偉大な人は小さなことを大切にします。
世界中の人からその在命中も「聖女」と呼ばれ尊敬されてきたマザ-・テレサは、マケドニア生まれのアルバニア人でインド国籍をもったカトリックのシスタ-(修道女)でした。
マザー・テレサの教え
インドには約十億人のヒンズ-教徒と一億人のイスラム教徒に対して、キリスト教徒は、二千二百万人。カトリック信者はその半分しかいません。
マザ-が天に召されたとき、インドでは異教徒であるにもかかわらず、国葬となり、世界中の人が弔意を表しました。
そのことだけも、彼女がいかに宗教や民族を越えた偉大な人物であったかが分かります。
彼女はインドの貧しい人を助けるために修道会「神の愛の宣教者会」を設立し、自ら先頭に立って献身的に人々に奉仕しました。
そして、会の組織と活動は世界中に広がりました。
しかし、彼女は私たちに、それと同じような組織をつくって活動せよとすすめたことはありません。
マザ-・テレサが何度も繰り返し言ったことは次のようなことです。
「身近な小さなことに誠実になり、親切になりなさい。その中にこそ、わたしたちの力が発揮されるのですから」(『マザ-・テレサ 愛のこころ 最後の祈り』)

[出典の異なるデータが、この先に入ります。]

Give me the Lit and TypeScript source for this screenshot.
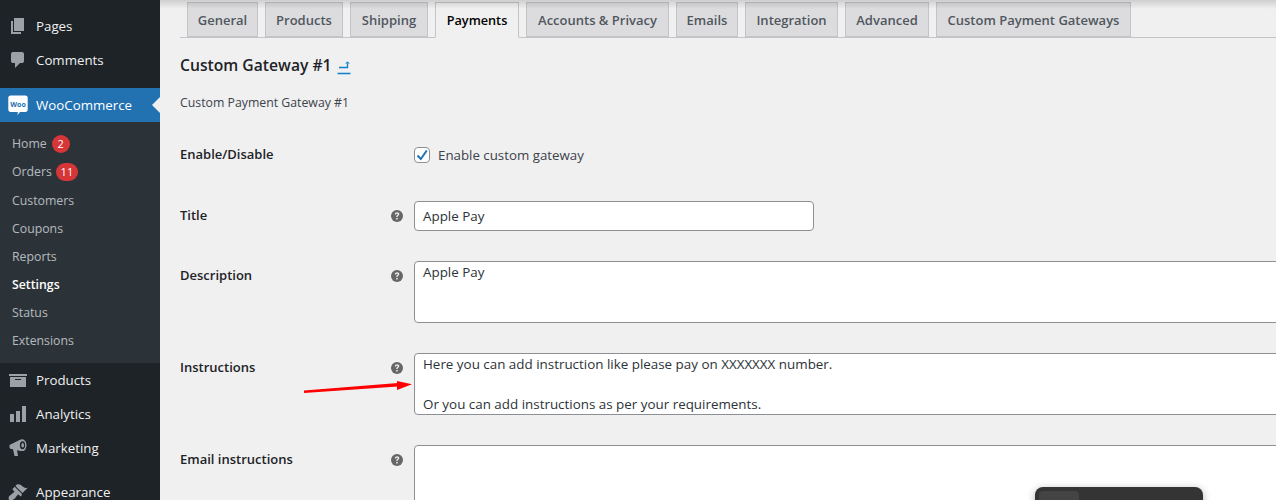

人にはそれぞれ、神さまからいただいた使命があり、神さまが望まれる道は人によって異なります。
たとえば結婚に関して二つに分けるとすると、神さまのために結婚をしないで仕える道もあれば、結婚して仕える道もあります。
マザ-・テレサは、結婚をしないでシスタ-となる召しだしに応え、しかも新しい修道会を創設するというみ旨に従いました。

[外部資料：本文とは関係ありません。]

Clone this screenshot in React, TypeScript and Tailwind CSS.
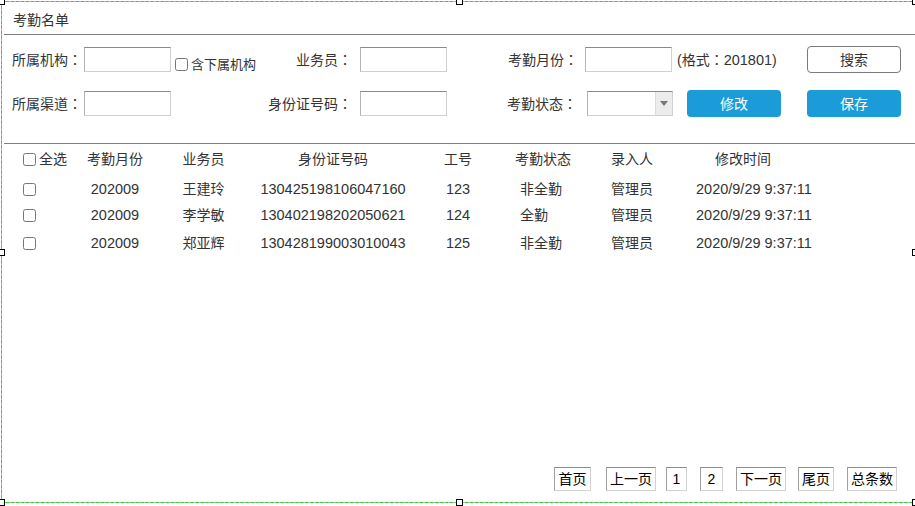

けれども、自分とは違う道を生きる人々を軽んじていたわけではありません。
結婚は子供を生み育てよい家庭をつくりながら、自分やまわりの人を聖化していく召しだしです。それもまた神さまが多くの人に望まれていることです。
小さなことを愛のために
そのことをよく承知していた彼女は、そういう人々にも自分の置かれた場で、「身近な小さなことに誠実になり、親切になりなさい」と言うのです。
「世界には苦しみがたくさんあります。ほんとうに、とてもたくさん。物質的な苦しみは、飢餓や家のない苦しみをはじめ、さまざまな病気などからもたらされます。しかし、最も大きな苦しみは、やはり孤独です。愛されていないと感じることですし、だれ一人友がいないということなのです。どんな人間も、いつか経験することにあるかもしれない最もひどい病は、自分がだれからも必要とされていない存在だと感じることです」(同前著)
私たちの身近にいるこのような人々の苦しみを癒やすために、私たちができることは何でしょうか。それは、いつも小さいことです。
しかし、小さなことに大きな愛を注いでいく、「その中にこそ、わたしたちの力が発揮される」のだと彼女は言うのです。
彼女のすすめは、行動をともない具体的です。たとえば、ほほえむこと。
「平和はほほえみから始まります。笑顔なんかとても向けられないと思う人に、一日五回は、ほほえみなさい。平和のためにそうするのです。神の平和を輝かせ、神の光をともして、世界じゅうのすべての人びとの心から、あらゆる苦しみや憎しみや、権力への執着を消し去りましょう」(同前著)
マザ-・テレサは、自分ができることは小さなことだと思っていました。 しかし、どんな小さなことにでも、彼女は自分を傷つけるまでの大きな愛をこめました。
「わたしは慈善事業をしているのではありません。ただ、目の前のイエス・キリストに仕えているのです」としばしば口にしていました。
小さなことを大切に、神さまへの愛のためにおこない続けた人だったのです。